The presence of a bar and a peanut bulge in a disk galaxy is visible in the morphology as well as in the kinematics of stars (and gas, which we will not discuss here). The latter is generally studied in terms of the first four moments of the line-of-sight velocity distribution (LOSVD), namely : velocity (V), velocity dispersion (sigma), h3 and h4.
The imprints of a bar/peanut on stellar kinematics have been studied by Chung&Bureau (2004) and Bureau&Athanassoula (2005) in 1D, “long-slit” cases. Their analysis on edge-on, simulated disks lead them to identify the following features as a signature of the presence of a bar/peanut :

  • A steep, quasi-exponential central light profile with a shoulder or plateau at moderate radii ;
  • A double-hump rotation curve, possibly showing a local maximum and minimum at moderate radii ;
  • A broad central peak in sigma, with a shoulder or plateau at moderate radii ;
  • A correlation between V and h3.

The last point, in particular, was found to be the best indicator for the presence of bar/peanut non-axisymmetries. They also note that all these signatures become less and less evident going from an end-on to a side-on view, as well as for weaker bar/peanut features.

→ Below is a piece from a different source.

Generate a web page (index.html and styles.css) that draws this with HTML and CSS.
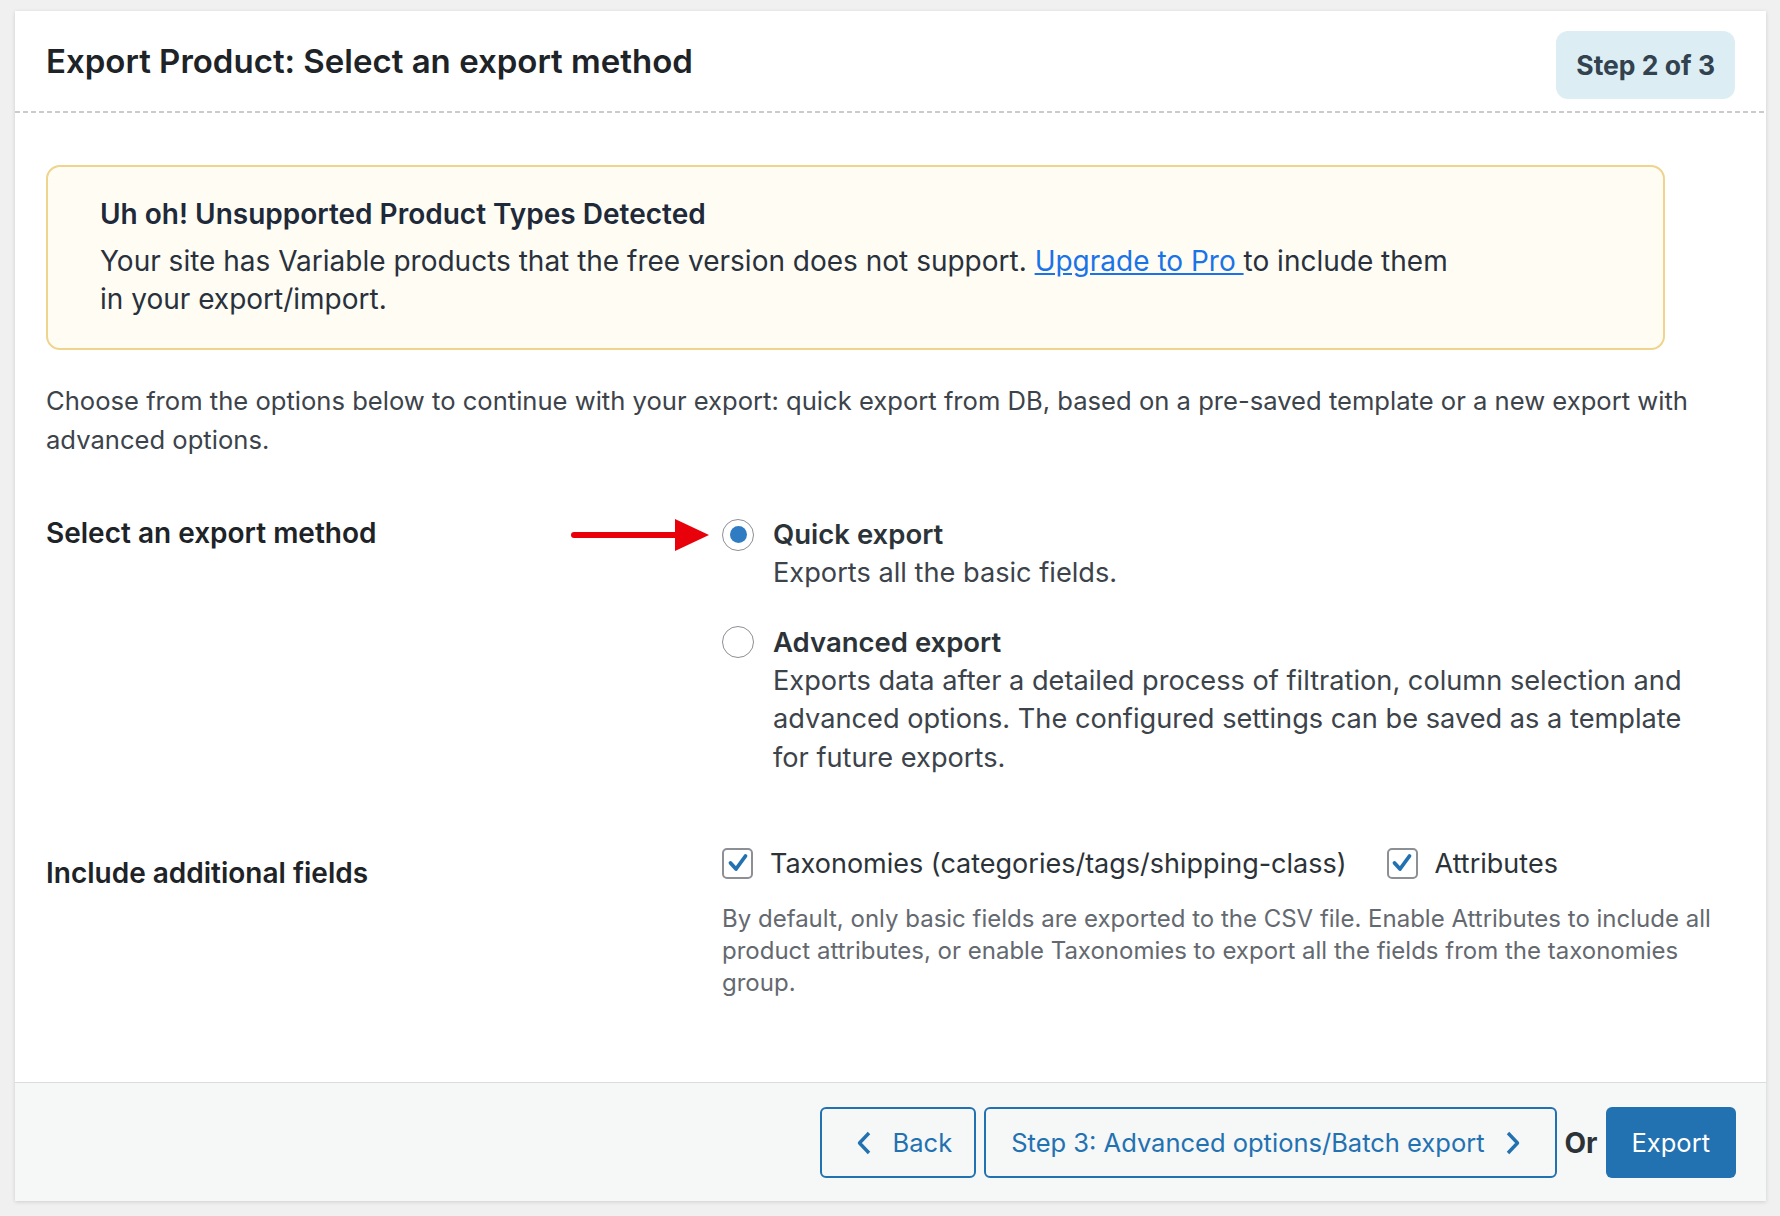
FILE: index.html
```html
<!DOCTYPE html>
<html lang="en">
<head>
    <meta charset="UTF-8">
    <meta name="viewport" content="width=device-width, initial-scale=1.0">
    <title>Export Product</title>
    <link rel="stylesheet" href="styles.css">
</head>
<body>
    <div class="wizard">
        <header class="wizard-header">
            <h1>Export Product: Select an export method</h1>
            <span class="step-badge">Step 2 of 3</span>
        </header>

        <div class="wizard-body">
            <div class="notice">
                <h3>Uh oh! Unsupported Product Types Detected</h3>
                <p>Your site has Variable products that the free version does not support. <a href="#">Upgrade to Pro </a>to include them<br>in your export/import.</p>
            </div>

            <p class="intro">Choose from the options below to continue with your export: quick export from DB, based on a pre-saved template or a new export with<br>advanced options.</p>

            <div class="form-row method-row">
                <div class="row-label">
                    <span>Select an export method</span>
                    <svg class="pointer" width="138" height="34" viewBox="0 0 138 34">
                        <line x1="3" y1="17" x2="108" y2="17" stroke="#e8000b" stroke-width="6" stroke-linecap="round"/>
                        <polygon points="104,1 138,17 104,33" fill="#e8000b"/>
                    </svg>
                </div>
                <div class="options">
                    <label class="option">
                        <input type="radio" name="method" checked>
                        <span class="option-text">
                            <strong>Quick export</strong>
                            <span>Exports all the basic fields.</span>
                        </span>
                    </label>
                    <label class="option">
                        <input type="radio" name="method">
                        <span class="option-text">
                            <strong>Advanced export</strong>
                            <span>Exports data after a detailed process of filtration, column selection and<br>advanced options. The configured settings can be saved as a template<br>for future exports.</span>
                        </span>
                    </label>
                </div>
            </div>

            <div class="form-row fields-row">
                <div class="row-label">
                    <span>Include additional fields</span>
                </div>
                <div class="options">
                    <div class="checks">
                        <label class="check">
                            <span class="box"><svg width="24" height="24" viewBox="0 0 24 24"><polyline points="4.5,12 10,18 19.5,5" fill="none" stroke="#2271b1" stroke-width="3.8" stroke-linecap="round" stroke-linejoin="round"/></svg></span>
                            Taxonomies (categories/tags/shipping-class)
                        </label>
                        <label class="check">
                            <span class="box"><svg width="24" height="24" viewBox="0 0 24 24"><polyline points="4.5,12 10,18 19.5,5" fill="none" stroke="#2271b1" stroke-width="3.8" stroke-linecap="round" stroke-linejoin="round"/></svg></span>
                            Attributes
                        </label>
                    </div>
                    <p class="help">By default, only basic fields are exported to the CSV file. Enable Attributes to include all<br>product attributes, or enable Taxonomies to export all the fields from the taxonomies<br>group.</p>
                </div>
            </div>
        </div>

        <footer class="wizard-footer">
            <button class="btn btn-outline btn-back">
                <svg width="14" height="24" viewBox="0 0 14 24"><polyline points="12,2 2.5,12 12,22" fill="none" stroke="#2271b1" stroke-width="3.4" stroke-linejoin="round"/></svg>
                Back
            </button>
            <button class="btn btn-outline btn-next">
                Step 3: Advanced options/Batch export
                <svg width="14" height="24" viewBox="0 0 14 24"><polyline points="2,2 11.5,12 2,22" fill="none" stroke="#2271b1" stroke-width="3.4" stroke-linejoin="round"/></svg>
            </button>
            <span class="or">Or</span>
            <button class="btn btn-primary">Export</button>
        </footer>
    </div>
</body>
</html>
```

FILE: styles.css
```css
body {
    margin: 0;
    padding: 11px 14px 15px 15px;
    background-color: #f0f0f1;
    font-family: Inter, "Noto Sans", sans-serif;
    color: #3c434a;
}
.wizard {
    background-color: #ffffff;
    box-shadow: 0 1px 4px rgba(0, 0, 0, 0.14);
}
.wizard-header {
    display: flex;
    justify-content: space-between;
    align-items: flex-start;
    padding: 20px 31px 14px;
    /* dashed divider with longer dashes than the browser's */
    background-image: repeating-linear-gradient(to right, #cbcbcb 0 5px, transparent 5px 8px);
    background-size: 100% 2px;
    background-position: left bottom;
    background-repeat: no-repeat;
}
.wizard-header h1 {
    margin: 10px 0 0;
    font-size: 33px;
    line-height: 40px;
    font-weight: 600;
    color: #1d2327;
}
.step-badge {
    display: flex;
    align-items: center;
    height: 68px;
    padding: 0 20px;
    border-radius: 12px;
    background-color: #ddedf4;
    color: #32424f;
    font-size: 26.5px;
    font-weight: 700;
}
.wizard-body {
    padding: 0 31px 84px;
}
.notice {
    max-width: 1619px;
    box-sizing: border-box;
    margin-top: 52px;
    padding: 30px 52px 30px;
    border: 2px solid #eed48c;
    border-radius: 14px;
    background-color: #fffdf3;
}
.notice h3 {
    margin: 0 0 12px;
    font-size: 28px;
    line-height: 34px;
    font-weight: 600;
    color: #1e2939;
}
.notice p {
    margin: 0;
    font-size: 28px;
    line-height: 37.5px;
    color: #29313d;
}
.notice a {
    color: #1a73e8;
}
.intro {
    margin: 32px 0 0;
    font-size: 25.6px;
    line-height: 38.5px;
}
.form-row {
    display: grid;
    grid-template-columns: 676px 1fr;
}
.method-row {
    margin-top: 56px;
}
.fields-row {
    margin-top: 67px;
}
.row-label {
    display: flex;
    justify-content: space-between;
    align-items: flex-start;
    font-size: 28px;
    line-height: 36px;
    font-weight: 600;
    color: #1d2327;
}
.fields-row .row-label {
    padding-top: 11px;
}
.pointer {
    margin: 3px 13px 0 0;
}
.option {
    display: flex;
    align-items: flex-start;
    gap: 19px;
    cursor: pointer;
}
.option + .option {
    margin-top: 30px;
}
.option input {
    appearance: none;
    flex: none;
    width: 32px;
    height: 32px;
    margin: 3.5px 0 0;
    border: 1.5px solid #8c8f94;
    border-radius: 50%;
    background-color: #fff;
    display: flex;
    align-items: center;
    justify-content: center;
}
.option input:checked::before {
    content: "";
    width: 17px;
    height: 17px;
    border-radius: 50%;
    background-color: #2f7cc3;
}
.option-text {
    display: flex;
    flex-direction: column;
    font-size: 27.2px;
    line-height: 38.5px;
}
.option-text strong {
    font-size: 27.5px;
    line-height: 39px;
    font-weight: 600;
    color: #2c3338;
}
.checks {
    display: flex;
    align-items: center;
    gap: 40px;
    height: 38px;
}
.check {
    display: flex;
    align-items: center;
    gap: 17px;
    font-size: 27px;
    color: #2c3338;
}
.box {
    width: 31px;
    height: 31px;
    box-sizing: border-box;
    border: 2px solid #8c8f94;
    border-radius: 5px;
    display: flex;
    align-items: center;
    justify-content: center;
}
.help {
    margin: 21px 0 0;
    font-size: 24px;
    line-height: 31.8px;
    color: #646970;
}
.wizard-footer {
    display: flex;
    justify-content: flex-end;
    align-items: center;
    gap: 8px;
    padding: 24px 30px 23px;
    border-top: 1px solid #dcdcde;
    background-color: #f6f7f7;
}
.btn {
    display: flex;
    align-items: center;
    height: 71px;
    border-radius: 6px;
    font-family: Inter, "Noto Sans", sans-serif;
    font-size: 25.5px;
    cursor: pointer;
}
.btn-outline {
    gap: 21px;
    border: 2px solid #2271b1;
    background-color: #f6f7f7;
    color: #2271b1;
}
.btn-back {
    gap: 22px;
    padding: 0 22px 0 35px;
}
.btn-next {
    padding: 0 35px 0 25px;
}
.btn-primary {
    padding: 0 26px;
    border: none;
    background-color: #2271b1;
    color: #ffffff;
}
.or {
    font-size: 28px;
    font-weight: 700;
    color: #2c3338;
}
```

This makes the bar/peanut position angle and the bar/peanut strength degenerate quantities, as far as the kinematic imprints are concerned.
In what follows I will show how the picture evolves when going from 1D to 2D stellar kinematics.

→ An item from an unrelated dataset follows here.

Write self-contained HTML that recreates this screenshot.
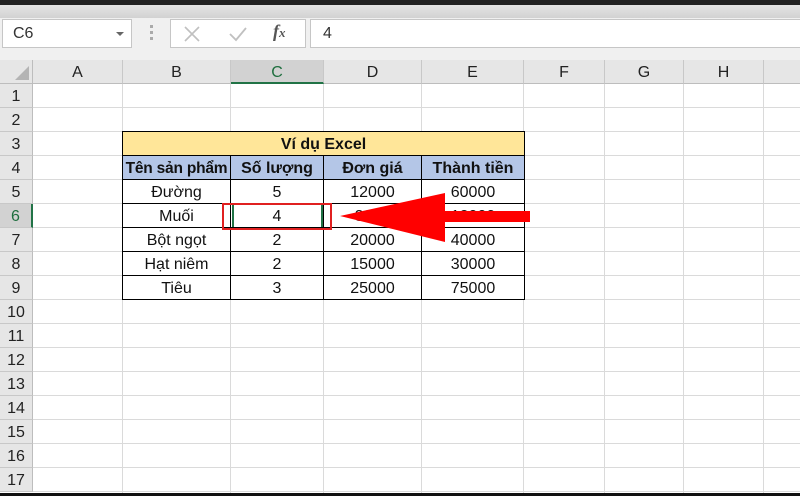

The simulations I am using belong to the GTR series (for the movies, click here) and consist of a stellar/gaseous disk embedded in a core-like, spherical dark-matter halo. I have been extracting kinematic information out of these simulations using the 2D-Voronoi binning technique (Cappellari & Copin 2003) and its application to simulations (Brown et al. 2013), which I eventually customised and optimised for my scope.

Comparison to 1D results

In Figure 1 you can see an example of the 2D maps for the four kinematic moments mentioned above. Isodensity contours are overplotted in black. The object is shown in an edge-on/end-on projection, where the bar/peanut signatures are supposed to be the strongest. The simulation is taken at a time where the bar/peanut are well into the secular-evolution phase. The disk is entirely made of dissipationless material, which makes this simulation ideal for a comparison with the N-body models of Bureau & Athanassoula (2005). In Figure 2 you can see what the 1D kinematic would look like for this galaxy. Shown are the values of the kinematic moments along an horizontal slit passing through the centre of the object. The four signatures of the presence of a bar/peanut can all be appreciated in this plot.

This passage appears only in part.